» **WRITTEN INSTRUCTION**:
Copy every line of the listing that holds the string "page".

» **DATASET ROWS**:
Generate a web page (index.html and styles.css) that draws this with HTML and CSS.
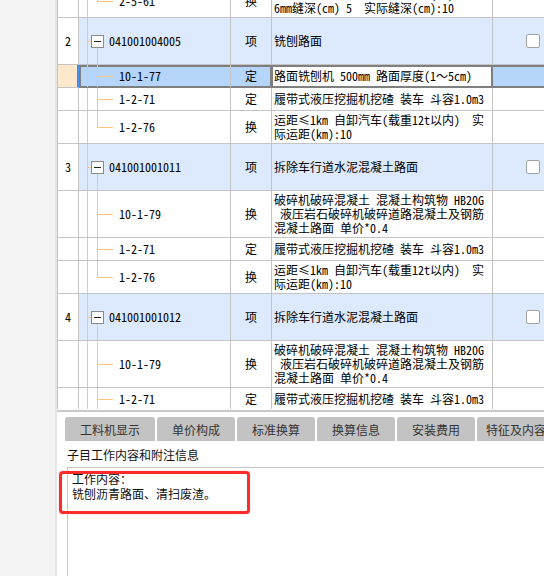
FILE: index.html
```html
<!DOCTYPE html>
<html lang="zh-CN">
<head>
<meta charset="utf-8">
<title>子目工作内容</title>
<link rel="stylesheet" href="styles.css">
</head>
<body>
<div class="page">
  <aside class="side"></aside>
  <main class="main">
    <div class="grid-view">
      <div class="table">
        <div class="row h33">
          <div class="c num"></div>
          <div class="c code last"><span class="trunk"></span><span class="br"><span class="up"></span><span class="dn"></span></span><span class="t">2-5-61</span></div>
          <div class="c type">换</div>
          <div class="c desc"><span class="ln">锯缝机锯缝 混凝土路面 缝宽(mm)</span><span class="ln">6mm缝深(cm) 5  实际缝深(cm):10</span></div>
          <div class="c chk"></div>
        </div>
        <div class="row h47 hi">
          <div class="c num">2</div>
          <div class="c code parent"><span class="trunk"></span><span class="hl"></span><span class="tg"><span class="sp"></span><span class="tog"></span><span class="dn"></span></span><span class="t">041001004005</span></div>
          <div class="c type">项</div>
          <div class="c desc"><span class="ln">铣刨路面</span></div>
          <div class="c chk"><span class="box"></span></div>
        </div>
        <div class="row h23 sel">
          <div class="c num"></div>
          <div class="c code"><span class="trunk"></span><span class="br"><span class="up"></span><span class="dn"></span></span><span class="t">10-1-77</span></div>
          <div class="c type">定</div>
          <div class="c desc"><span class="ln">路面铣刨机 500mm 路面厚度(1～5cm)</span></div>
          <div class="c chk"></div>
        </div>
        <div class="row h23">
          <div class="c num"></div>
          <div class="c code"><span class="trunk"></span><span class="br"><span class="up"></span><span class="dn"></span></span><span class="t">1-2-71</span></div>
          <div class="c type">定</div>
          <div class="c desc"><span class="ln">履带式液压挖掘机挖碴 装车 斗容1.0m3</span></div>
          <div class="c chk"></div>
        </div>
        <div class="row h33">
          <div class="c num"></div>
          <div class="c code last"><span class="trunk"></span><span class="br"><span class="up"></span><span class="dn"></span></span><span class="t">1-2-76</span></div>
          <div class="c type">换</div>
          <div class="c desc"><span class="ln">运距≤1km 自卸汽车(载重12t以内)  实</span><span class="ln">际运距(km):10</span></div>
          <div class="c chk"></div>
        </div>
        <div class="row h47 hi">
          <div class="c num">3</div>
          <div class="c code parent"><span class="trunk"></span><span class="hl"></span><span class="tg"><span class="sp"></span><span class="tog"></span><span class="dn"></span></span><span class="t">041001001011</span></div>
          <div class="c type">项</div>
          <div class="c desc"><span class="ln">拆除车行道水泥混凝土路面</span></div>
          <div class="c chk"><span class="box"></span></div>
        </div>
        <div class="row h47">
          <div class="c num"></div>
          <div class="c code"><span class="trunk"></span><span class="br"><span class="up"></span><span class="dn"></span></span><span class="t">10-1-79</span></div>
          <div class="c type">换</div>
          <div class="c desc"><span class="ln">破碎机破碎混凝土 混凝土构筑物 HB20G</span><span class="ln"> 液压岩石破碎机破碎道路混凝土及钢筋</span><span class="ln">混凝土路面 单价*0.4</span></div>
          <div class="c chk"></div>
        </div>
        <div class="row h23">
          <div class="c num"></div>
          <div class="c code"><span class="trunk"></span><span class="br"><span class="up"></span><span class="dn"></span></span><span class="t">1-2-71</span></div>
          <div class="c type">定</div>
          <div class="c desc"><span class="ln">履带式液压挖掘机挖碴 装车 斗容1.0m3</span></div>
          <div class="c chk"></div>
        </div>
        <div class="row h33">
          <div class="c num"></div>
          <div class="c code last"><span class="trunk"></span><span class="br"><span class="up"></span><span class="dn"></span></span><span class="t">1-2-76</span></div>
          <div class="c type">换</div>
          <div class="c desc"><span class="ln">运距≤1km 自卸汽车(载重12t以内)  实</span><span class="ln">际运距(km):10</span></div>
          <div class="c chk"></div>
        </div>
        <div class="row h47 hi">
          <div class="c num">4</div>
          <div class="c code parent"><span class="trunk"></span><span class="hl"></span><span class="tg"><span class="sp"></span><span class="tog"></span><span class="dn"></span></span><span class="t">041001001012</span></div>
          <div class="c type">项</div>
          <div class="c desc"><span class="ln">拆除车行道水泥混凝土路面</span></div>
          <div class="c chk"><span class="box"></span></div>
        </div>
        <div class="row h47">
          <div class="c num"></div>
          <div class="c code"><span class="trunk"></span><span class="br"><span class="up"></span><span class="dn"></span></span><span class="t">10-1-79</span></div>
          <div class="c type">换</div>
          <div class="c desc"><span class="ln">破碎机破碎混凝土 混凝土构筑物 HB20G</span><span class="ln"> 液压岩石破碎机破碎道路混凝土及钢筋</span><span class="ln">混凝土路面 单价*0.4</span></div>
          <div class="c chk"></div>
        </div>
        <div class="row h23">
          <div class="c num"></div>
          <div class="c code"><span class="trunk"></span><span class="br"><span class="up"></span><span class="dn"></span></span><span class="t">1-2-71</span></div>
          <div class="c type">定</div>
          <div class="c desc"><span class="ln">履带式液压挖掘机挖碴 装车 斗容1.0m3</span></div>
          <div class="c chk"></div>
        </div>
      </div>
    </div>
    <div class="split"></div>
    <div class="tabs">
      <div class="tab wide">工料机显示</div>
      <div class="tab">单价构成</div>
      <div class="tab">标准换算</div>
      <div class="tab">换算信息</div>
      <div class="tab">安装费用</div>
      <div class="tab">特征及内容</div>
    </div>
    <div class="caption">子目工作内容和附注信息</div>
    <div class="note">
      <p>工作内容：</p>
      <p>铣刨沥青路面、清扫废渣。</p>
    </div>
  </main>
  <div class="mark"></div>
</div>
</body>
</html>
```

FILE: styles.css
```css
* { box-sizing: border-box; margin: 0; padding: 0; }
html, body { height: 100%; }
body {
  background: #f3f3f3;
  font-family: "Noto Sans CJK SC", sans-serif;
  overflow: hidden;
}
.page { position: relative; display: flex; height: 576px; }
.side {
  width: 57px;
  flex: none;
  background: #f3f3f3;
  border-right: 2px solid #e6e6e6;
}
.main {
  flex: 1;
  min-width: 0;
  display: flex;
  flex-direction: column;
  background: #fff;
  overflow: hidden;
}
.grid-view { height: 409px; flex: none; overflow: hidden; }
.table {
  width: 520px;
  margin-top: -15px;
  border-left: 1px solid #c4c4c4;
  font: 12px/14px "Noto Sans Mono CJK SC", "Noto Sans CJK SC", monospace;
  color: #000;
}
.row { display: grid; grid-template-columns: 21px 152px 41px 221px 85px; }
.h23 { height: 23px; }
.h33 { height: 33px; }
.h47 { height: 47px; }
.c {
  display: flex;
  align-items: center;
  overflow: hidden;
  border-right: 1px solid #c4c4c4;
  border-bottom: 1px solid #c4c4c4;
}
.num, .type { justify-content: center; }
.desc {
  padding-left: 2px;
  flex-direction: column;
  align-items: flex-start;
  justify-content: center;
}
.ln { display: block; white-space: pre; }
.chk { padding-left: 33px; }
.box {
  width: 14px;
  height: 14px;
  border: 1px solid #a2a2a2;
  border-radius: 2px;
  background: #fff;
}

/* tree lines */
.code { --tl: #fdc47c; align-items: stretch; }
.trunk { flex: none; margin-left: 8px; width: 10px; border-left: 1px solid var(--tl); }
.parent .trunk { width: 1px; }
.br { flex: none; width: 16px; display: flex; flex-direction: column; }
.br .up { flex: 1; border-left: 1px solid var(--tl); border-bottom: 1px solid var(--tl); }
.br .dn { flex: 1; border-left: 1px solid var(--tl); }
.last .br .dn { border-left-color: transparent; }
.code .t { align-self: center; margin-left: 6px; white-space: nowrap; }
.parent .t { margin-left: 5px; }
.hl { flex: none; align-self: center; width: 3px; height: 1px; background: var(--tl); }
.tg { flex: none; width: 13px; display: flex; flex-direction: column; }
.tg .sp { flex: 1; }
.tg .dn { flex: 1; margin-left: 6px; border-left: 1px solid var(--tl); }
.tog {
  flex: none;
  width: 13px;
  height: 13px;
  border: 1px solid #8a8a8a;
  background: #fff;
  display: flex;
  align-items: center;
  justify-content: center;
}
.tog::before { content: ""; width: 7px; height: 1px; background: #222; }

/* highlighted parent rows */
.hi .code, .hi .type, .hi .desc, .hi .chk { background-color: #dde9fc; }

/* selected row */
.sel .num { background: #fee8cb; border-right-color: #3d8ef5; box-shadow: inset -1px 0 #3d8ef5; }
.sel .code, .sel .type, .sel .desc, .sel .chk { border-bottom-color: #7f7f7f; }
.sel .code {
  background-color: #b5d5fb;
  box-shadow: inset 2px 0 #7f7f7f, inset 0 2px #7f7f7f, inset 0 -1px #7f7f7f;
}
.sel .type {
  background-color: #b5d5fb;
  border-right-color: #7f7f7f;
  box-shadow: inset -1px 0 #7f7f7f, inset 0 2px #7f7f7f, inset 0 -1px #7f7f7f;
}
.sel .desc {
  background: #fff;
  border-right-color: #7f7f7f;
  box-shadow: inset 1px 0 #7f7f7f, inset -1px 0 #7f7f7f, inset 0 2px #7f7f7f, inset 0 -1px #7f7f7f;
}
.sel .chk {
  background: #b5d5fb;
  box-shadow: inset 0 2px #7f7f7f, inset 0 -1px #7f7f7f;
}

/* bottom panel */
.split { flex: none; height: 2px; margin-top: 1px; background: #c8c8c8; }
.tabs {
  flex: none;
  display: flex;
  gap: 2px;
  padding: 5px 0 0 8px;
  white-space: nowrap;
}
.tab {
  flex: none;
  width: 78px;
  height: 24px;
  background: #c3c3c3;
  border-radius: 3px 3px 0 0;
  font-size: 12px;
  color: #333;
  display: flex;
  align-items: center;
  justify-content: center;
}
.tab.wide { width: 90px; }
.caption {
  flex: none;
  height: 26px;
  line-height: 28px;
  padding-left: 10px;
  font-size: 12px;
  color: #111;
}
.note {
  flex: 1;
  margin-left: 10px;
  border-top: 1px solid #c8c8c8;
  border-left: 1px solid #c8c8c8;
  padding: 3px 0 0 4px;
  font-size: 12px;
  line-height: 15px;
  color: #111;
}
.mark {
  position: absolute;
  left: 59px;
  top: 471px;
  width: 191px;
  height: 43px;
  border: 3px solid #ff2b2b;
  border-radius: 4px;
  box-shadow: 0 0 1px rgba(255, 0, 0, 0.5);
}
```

--

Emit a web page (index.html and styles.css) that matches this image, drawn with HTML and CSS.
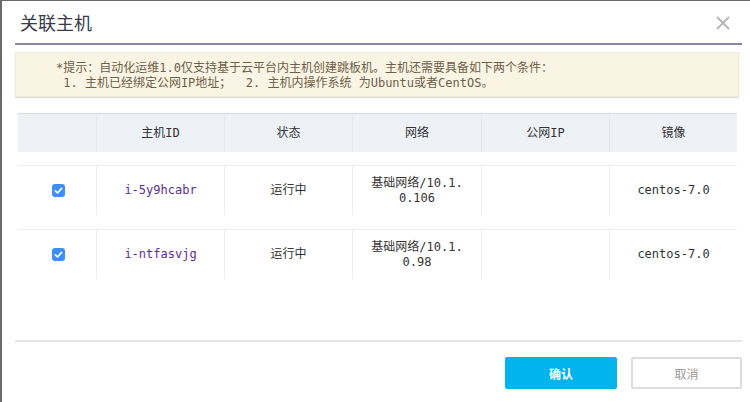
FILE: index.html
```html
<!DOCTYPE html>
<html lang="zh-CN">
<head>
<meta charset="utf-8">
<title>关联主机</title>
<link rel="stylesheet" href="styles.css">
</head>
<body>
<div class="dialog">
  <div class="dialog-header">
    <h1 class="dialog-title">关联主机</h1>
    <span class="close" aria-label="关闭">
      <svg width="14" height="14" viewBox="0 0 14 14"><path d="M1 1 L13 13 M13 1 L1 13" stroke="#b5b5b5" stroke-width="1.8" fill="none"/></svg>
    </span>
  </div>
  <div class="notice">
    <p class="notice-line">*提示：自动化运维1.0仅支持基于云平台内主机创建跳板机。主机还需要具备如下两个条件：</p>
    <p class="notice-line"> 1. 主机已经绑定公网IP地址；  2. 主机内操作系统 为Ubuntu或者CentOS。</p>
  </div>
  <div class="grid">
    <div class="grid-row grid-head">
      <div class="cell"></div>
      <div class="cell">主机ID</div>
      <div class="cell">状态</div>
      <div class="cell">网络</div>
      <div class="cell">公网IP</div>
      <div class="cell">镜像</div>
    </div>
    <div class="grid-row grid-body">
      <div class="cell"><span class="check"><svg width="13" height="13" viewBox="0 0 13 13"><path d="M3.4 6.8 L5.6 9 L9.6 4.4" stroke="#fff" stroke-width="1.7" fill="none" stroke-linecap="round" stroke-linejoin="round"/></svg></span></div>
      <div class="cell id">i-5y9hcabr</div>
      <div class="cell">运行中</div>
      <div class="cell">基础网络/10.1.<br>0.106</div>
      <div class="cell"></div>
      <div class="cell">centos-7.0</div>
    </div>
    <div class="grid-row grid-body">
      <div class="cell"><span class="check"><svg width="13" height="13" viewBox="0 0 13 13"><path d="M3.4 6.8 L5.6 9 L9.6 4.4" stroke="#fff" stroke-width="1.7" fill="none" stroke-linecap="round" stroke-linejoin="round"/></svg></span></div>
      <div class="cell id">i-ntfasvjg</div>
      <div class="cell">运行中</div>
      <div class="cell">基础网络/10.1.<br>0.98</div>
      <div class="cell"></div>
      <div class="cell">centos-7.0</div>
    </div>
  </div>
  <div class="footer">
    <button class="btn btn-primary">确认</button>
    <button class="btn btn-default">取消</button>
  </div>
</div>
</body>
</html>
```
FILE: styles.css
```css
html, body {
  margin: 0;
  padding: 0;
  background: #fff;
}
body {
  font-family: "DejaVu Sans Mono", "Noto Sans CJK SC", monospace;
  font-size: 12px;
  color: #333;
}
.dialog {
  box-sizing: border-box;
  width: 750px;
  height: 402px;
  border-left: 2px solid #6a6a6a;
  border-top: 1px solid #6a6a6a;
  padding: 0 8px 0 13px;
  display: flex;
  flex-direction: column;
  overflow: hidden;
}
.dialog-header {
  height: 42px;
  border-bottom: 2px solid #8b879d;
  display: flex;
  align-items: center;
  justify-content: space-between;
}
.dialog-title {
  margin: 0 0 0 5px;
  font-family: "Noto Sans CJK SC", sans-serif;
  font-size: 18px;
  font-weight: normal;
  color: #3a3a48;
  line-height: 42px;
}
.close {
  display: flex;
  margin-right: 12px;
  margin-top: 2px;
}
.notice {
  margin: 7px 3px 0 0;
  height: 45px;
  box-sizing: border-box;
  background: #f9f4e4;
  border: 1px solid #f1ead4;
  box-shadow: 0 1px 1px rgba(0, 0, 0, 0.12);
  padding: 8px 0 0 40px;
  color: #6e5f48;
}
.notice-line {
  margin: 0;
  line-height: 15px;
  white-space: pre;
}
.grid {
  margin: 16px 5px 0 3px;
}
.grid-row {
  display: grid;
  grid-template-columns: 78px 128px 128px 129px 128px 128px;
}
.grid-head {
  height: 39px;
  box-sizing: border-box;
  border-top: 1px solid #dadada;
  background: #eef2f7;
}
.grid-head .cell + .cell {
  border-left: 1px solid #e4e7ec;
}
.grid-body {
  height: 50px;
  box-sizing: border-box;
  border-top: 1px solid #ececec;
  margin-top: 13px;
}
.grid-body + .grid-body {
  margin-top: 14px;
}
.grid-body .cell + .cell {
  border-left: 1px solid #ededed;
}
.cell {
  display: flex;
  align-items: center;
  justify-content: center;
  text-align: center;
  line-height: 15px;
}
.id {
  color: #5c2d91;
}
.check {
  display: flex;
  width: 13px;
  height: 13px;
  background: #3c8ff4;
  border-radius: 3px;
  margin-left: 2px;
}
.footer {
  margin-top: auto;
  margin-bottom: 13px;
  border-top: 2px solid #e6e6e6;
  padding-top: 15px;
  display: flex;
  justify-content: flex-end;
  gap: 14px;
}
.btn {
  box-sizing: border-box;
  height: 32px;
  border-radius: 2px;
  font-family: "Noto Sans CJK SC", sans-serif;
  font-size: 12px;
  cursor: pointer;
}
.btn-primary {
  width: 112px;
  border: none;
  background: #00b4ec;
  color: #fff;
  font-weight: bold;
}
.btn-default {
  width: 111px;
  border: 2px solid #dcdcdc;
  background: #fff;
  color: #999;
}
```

---

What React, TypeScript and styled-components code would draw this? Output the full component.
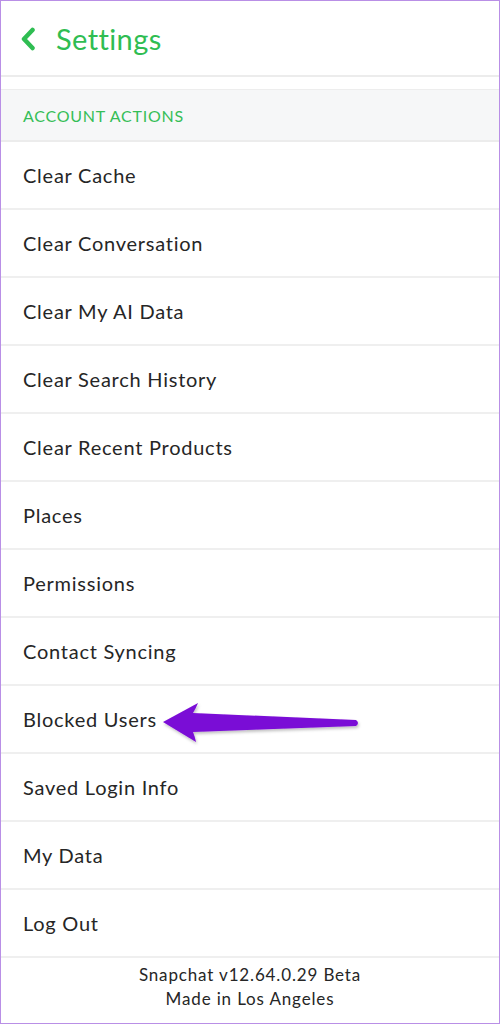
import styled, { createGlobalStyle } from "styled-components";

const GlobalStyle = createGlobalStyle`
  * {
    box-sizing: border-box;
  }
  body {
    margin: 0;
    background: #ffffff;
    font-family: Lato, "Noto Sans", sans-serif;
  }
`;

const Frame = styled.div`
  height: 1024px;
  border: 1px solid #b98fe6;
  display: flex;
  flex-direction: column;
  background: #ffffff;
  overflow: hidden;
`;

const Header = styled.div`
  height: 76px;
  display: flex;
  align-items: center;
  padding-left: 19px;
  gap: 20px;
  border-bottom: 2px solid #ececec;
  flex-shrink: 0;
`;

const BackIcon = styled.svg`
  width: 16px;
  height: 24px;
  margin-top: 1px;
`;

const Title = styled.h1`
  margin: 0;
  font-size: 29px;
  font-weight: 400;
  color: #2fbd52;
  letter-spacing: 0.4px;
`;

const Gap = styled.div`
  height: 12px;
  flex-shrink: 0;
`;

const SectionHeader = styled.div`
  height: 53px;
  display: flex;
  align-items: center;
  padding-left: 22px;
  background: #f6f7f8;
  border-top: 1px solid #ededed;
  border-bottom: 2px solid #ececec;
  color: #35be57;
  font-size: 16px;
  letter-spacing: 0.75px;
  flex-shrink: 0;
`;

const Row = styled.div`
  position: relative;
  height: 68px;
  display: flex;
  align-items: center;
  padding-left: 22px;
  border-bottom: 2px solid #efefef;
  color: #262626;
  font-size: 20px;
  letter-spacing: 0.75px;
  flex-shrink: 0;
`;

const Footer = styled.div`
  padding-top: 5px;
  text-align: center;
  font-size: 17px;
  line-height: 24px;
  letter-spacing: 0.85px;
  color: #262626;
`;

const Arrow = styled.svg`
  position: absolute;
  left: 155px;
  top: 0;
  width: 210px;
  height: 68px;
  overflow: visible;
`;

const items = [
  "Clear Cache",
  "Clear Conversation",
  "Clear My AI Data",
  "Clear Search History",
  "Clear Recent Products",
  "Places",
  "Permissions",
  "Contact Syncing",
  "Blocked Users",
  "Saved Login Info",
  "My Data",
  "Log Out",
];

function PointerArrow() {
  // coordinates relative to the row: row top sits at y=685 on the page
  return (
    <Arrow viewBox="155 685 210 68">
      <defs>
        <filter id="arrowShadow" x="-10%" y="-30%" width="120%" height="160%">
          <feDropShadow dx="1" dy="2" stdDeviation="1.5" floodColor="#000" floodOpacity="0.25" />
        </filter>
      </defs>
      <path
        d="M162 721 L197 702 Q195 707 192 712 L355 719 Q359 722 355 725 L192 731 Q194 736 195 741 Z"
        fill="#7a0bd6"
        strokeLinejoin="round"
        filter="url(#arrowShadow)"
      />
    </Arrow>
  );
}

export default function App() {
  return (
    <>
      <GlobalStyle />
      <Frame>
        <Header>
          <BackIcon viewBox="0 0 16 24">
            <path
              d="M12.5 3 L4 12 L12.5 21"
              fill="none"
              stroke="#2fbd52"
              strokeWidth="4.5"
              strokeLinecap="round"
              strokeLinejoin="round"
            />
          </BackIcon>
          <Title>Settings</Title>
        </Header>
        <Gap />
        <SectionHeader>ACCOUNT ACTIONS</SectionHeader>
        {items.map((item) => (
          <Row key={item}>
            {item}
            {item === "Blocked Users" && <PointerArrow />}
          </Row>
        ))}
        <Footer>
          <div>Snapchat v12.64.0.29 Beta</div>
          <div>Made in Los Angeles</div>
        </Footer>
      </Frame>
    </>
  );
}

» **OUTPUT BELOW**:
Generate a web page (index.html and styles.css) that draws this with HTML and CSS.
<div class="page">
.page { position: relative; display: flex; height: 576px; }
Emit a web page (index.html and styles.css) that matches this image, drawn with HTML and CSS.
  // coordinates relative to the row: row top sits at y=685 on the page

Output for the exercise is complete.